Problematisch ist in diesem Zusammenhang, dass das zytologische Screeningverfahren fehleranfällig ist. Seine Sensitivität liegt teilweise nur bei etwa 51 %. Grund dafür sind Fehler bei der Abstrichentnahme und bei der Auswertung. Ein (zusätzlicher) HPV-Test könnte daher nach Meinung Vieler die Sicherheit und Aussagekraft erhöhen. Die Gefahr der Übertherapie zeigt sich, wenn man sich ansieht, mit welcher Häufigkeit leichte Dysplasien auftreten. Die Zahl der Frauen, bei denen – meist im Alter zwischen 20 und 40 Jahren – eine zytologische Veränderung am Gebärmutterhals entdeckt wird, ist etwa 100 Mal größer als die Anzahl derer, bei denen sich tatsächlich ein Zervixkarzinom entwickelt. Leichte Dysplasien im Stadium CIN I bzw. Pap II oder Pap IIID bilden sich in 40 bis 70% der Fälle von selbst zurück. Bei etwa einem Drittel der Frauen persistieren die Dysplasien länger als ein Jahr und entwickeln sich in 10 bis 15% zu höhergradigen Dysplasien. Davon entwickelt sich etwa 1% zum invasiven Karzinom. CIN II bzw. Pap IIID oder Pap III-Dysplasien bilden sich in 30 bis 50% der Fälle zurück, in 30 bis 50% entwickeln sie sich weiter. Bei schweren Dysplasien und Carcinoma in situ (CIN III bzw. Pap IVA, Pap IVB) kommt es nur noch in wenigen Fällen zur spontanen Heilung, während sich 30 bis 70% unbehandelt zu einem malignen Tumor entwickeln. Selbstverständlich ist jeder höhergradige Befund für die Patientin eine Belastung und sie wird nicht in jedem Fall nachvollziehen können, warum man lieber abwarten soll, anstatt zu (be)handeln.

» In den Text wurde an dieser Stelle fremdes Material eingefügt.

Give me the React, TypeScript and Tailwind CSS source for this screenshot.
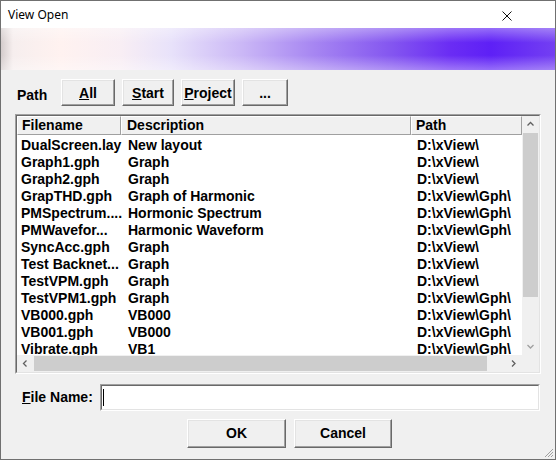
import React from "react";

const rows: [string, string, string][] = [
  ["DualScreen.lay", "New layout", "D:\\xView\\"],
  ["Graph1.gph", "Graph", "D:\\xView\\"],
  ["Graph2.gph", "Graph", "D:\\xView\\"],
  ["GrapTHD.gph", "Graph of Harmonic", "D:\\xView\\Gph\\"],
  ["PMSpectrum....", "Hormonic Spectrum", "D:\\xView\\Gph\\"],
  ["PMWavefor...", "Harmonic Waveform", "D:\\xView\\Gph\\"],
  ["SyncAcc.gph", "Graph", "D:\\xView\\"],
  ["Test Backnet...", "Graph", "D:\\xView\\"],
  ["TestVPM.gph", "Graph", "D:\\xView\\"],
  ["TestVPM1.gph", "Graph", "D:\\xView\\Gph\\"],
  ["VB000.gph", "VB000", "D:\\xView\\Gph\\"],
  ["VB001.gph", "VB000", "D:\\xView\\Gph\\"],
  ["Vibrate.gph", "VB1", "D:\\xView\\Gph\\"],
];

function Btn({ children, w, h }: { children: React.ReactNode; w: string; h: string }) {
  return (
    <div
      className={`${w} ${h} flex items-center justify-center bg-[#f0f0f0] border border-t-white border-l-white border-r-[#696969] border-b-[#696969] shadow-[inset_-1px_-1px_0_#a0a0a0,inset_1px_1px_0_#e3e3e3] text-[14px] font-bold text-black`}
    >
      {children}
    </div>
  );
}

function Chevron({ dir, color }: { dir: "up" | "down" | "left" | "right"; color: string }) {
  const d =
    dir === "up"
      ? "M1.5 5.5 L4.5 2.5 L7.5 5.5"
      : dir === "down"
      ? "M1.5 3 L4.5 6 L7.5 3"
      : dir === "left"
      ? "M5.5 1.5 L2.5 4.5 L5.5 7.5"
      : "M3 1.5 L6 4.5 L3 7.5";
  return (
    <svg width="9" height="9" viewBox="0 0 9 9">
      <path d={d} fill="none" stroke={color} strokeWidth="1.3" />
    </svg>
  );
}

export default function App() {
  return (
    <div
      className="w-[556px] h-[460px] border border-[#707070] bg-[#f0f0f0] flex flex-col overflow-hidden"
      style={{ fontFamily: "'Liberation Sans', Arial, sans-serif" }}
    >
      {/* Title bar */}
      <div className="h-[27px] bg-white flex items-center justify-between shrink-0">
        <span
          className="ml-[7px] mt-[1px] text-[12px] text-black"
          style={{ fontFamily: "'Noto Sans', 'Open Sans', sans-serif" }}
        >
          View Open
        </span>
        <svg width="10" height="10" viewBox="0 0 10 10" className="mr-[43px] mt-[2px]">
          <path d="M0.5 0.5 L9.5 9.5 M9.5 0.5 L0.5 9.5" stroke="#111" strokeWidth="1" />
        </svg>
      </div>

      {/* Banner */}
      <div className="relative h-[42px] shrink-0 bg-[linear-gradient(to_right,#d4cccc_0px,#f6eeee_12px,#fff2f0_60px,#f8eef4_120px,#e8e2fa_170px,#cbb8f6_240px,#a888f2_310px,#8456f0_390px,#6a2cf4_450px,#5e20f6_490px,#7440f2_556px)]">
        <div className="absolute inset-0 bg-[linear-gradient(to_bottom,rgba(255,255,255,0.35)_0%,rgba(255,255,255,0)_35%,rgba(255,255,255,0)_65%,rgba(255,255,255,0.35)_100%)]" />
      </div>

      {/* Body */}
      <div className="flex-1 flex flex-col">
        {/* Path row */}
        <div className="flex items-center mt-[9px] h-[27px]">
          <span className="ml-[16px] w-[44px] text-[14px] font-bold text-black mt-[6px]">Path</span>
          <div className="flex gap-[7px]">
            <Btn w="w-[54px]" h="h-[27px]">
              <span className="mt-[1px]"><span className="underline">A</span>ll</span>
            </Btn>
            <Btn w="w-[52px]" h="h-[27px]">
              <span className="mt-[1px]"><span className="underline">S</span>tart</span>
            </Btn>
            <Btn w="w-[54px]" h="h-[27px]">
              <span className="mt-[1px]"><span className="underline">P</span>roject</span>
            </Btn>
            <Btn w="w-[46px]" h="h-[27px]">
              <span className="mt-[1px]">...</span>
            </Btn>
          </div>
        </div>

        {/* List box */}
        <div className="ml-[14px] mt-[8px] w-[526px] h-[260px] border border-t-[#a0a0a0] border-l-[#a0a0a0] border-r-white border-b-white">
          <div className="w-full h-full border border-t-[#696969] border-l-[#696969] border-r-[#e3e3e3] border-b-[#e3e3e3] flex flex-col bg-white">
            <div className="flex-1 flex min-h-0">
              <div className="flex-1 overflow-hidden flex flex-col">
                {/* header */}
                <div className="flex h-[19px] shrink-0 text-[14px] font-bold text-black">
                  <div className="w-[104px] bg-[#f0f0f0] border border-t-white border-l-white border-r-[#a0a0a0] border-b-[#a0a0a0] pl-[4px] leading-[16px]">
                    Filename
                  </div>
                  <div className="w-[290px] bg-[#f0f0f0] border border-t-white border-l-white border-r-[#a0a0a0] border-b-[#a0a0a0] pl-[5px] leading-[16px]">
                    Description
                  </div>
                  <div className="flex-1 bg-[#f0f0f0] border border-t-white border-l-white border-r-[#a0a0a0] border-b-[#a0a0a0] pl-[4px] leading-[16px]">
                    Path
                  </div>
                </div>
                {/* rows */}
                <div className="flex flex-col pt-[2px]">
                  {rows.map((r, i) => (
                    <div key={i} className="flex h-[17px] shrink-0 text-[14px] font-bold text-black leading-[17px] whitespace-nowrap">
                      <div className="w-[104px] pl-[4px]">{r[0]}</div>
                      <div className="w-[290px] pl-[7px]">{r[1]}</div>
                      <div className="flex-1 pl-[6px]">{r[2]}</div>
                    </div>
                  ))}
                </div>
              </div>
              {/* vertical scrollbar */}
              <div className="w-[17px] bg-[#f0f0f0] flex flex-col shrink-0">
                <div className="h-[17px] flex items-center justify-center">
                  <Chevron dir="up" color="#606060" />
                </div>
                <div className="h-[164px] mx-[1px] bg-[#cdcdcd]" />
                <div className="flex-1" />
                <div className="h-[17px] flex items-center justify-center">
                  <Chevron dir="down" color="#a0a0a0" />
                </div>
              </div>
            </div>
            {/* horizontal scrollbar */}
            <div className="h-[17px] shrink-0 flex bg-[#f0f0f0]">
              <div className="w-[17px] flex items-center justify-center">
                <Chevron dir="left" color="#606060" />
              </div>
              <div className="w-[453px] my-[1px] bg-[#cdcdcd]" />
              <div className="flex-1" />
              <div className="w-[17px] flex items-center justify-center">
                <Chevron dir="right" color="#606060" />
              </div>
              <div className="w-[17px] bg-[#f0f0f0]" />
            </div>
          </div>
        </div>

        {/* File name row */}
        <div className="flex items-center mt-[10px] h-[27px]">
          <span className="ml-[21px] w-[78px] text-[14px] font-bold text-black">
            <span className="underline">F</span>ile Name:
          </span>
          <div className="w-[440px] h-[27px] border border-t-[#a0a0a0] border-l-[#a0a0a0] border-r-white border-b-white">
            <div className="w-full h-full border border-t-[#696969] border-l-[#696969] border-r-[#e3e3e3] border-b-[#e3e3e3] bg-white flex items-center">
              <div className="ml-[1px] w-[1px] h-[17px] bg-black" />
            </div>
          </div>
        </div>

        {/* OK / Cancel */}
        <div className="flex mt-[8px] ml-[186px] gap-[8px]">
          <Btn w="w-[99px]" h="h-[29px]">OK</Btn>
          <Btn w="w-[98px]" h="h-[29px]">Cancel</Btn>
        </div>

        <div className="flex-1 flex justify-end items-end">
          <svg width="10" height="10" viewBox="0 0 10 10" className="mr-[1px] mb-[1px]">
            <path d="M9 1 L1 9 M9 4 L4 9 M9 7 L7 9" stroke="#a0a0a0" strokeWidth="1" />
          </svg>
        </div>
      </div>
    </div>
  );
}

Vorbeugen ist besser als Heilen? Die HPV-Impfung
Ebenfalls seit Jahren diskutiert wird die Impfung gegen die beiden krebserregenden HPV-Typen -16 und -18. Zwei Impfstoffe sind erhältlich und werden von der Ständigen Impfkommission des Robert-Koch-Instituts (STIKO) für die Impfung von Mädchen zwischen 12 und 17 Jahren empfohlen. Viele Unklarheiten konnten inzwischen ausgeräumt werden, und die Impfung zeigt bereits erste Erfolge: In Australien ist nach Einführung der flächendeckenden HPV-Impfung mit dem Impfstoff Gardasil® nach nur drei Jahren die Anzahl an behandlungsbedürftigen Läsionen am Gebärmutterhals von unter 18-jährigen Mädchen um etwa 40% zurück gegangen. Die Häufigkeit von Genitalwarzen, vor denen der Impfstoff ebenfalls schützt, ging drastisch zurück. Auch wenn der kausale Zusammenhang zwischen Impfung und Rückgang der Läsionen bzw. Genitalwarzen auf Grund des Studiendesigns nicht einwandfrei zu belegen ist, so könnten es doch erste Hinweise auf einen möglichen positiven Effekt der HPV-Impfung sein.
Wie groß die langfristigen Erfolge sein werden, bleibt allerdings noch abzuwarten. Da die Tumorentstehung sehr langsam ist, wird ein Effekt frühestens in zehn Jahren zu messen sein. In Deutschland liegt die Impfrate bei Mädchen bei etwa 35%; viel zu gering, um die Tumorzahlen und Todesfälle durch Gebärmutterhalskrebs deutlich zu verringern, meinen Experten. Bessere und verstärkte Aufklärung der jungen Mädchen und der Mütter/Eltern junger Mädchen ist notwendig, um die Impfquoten zu verbessern.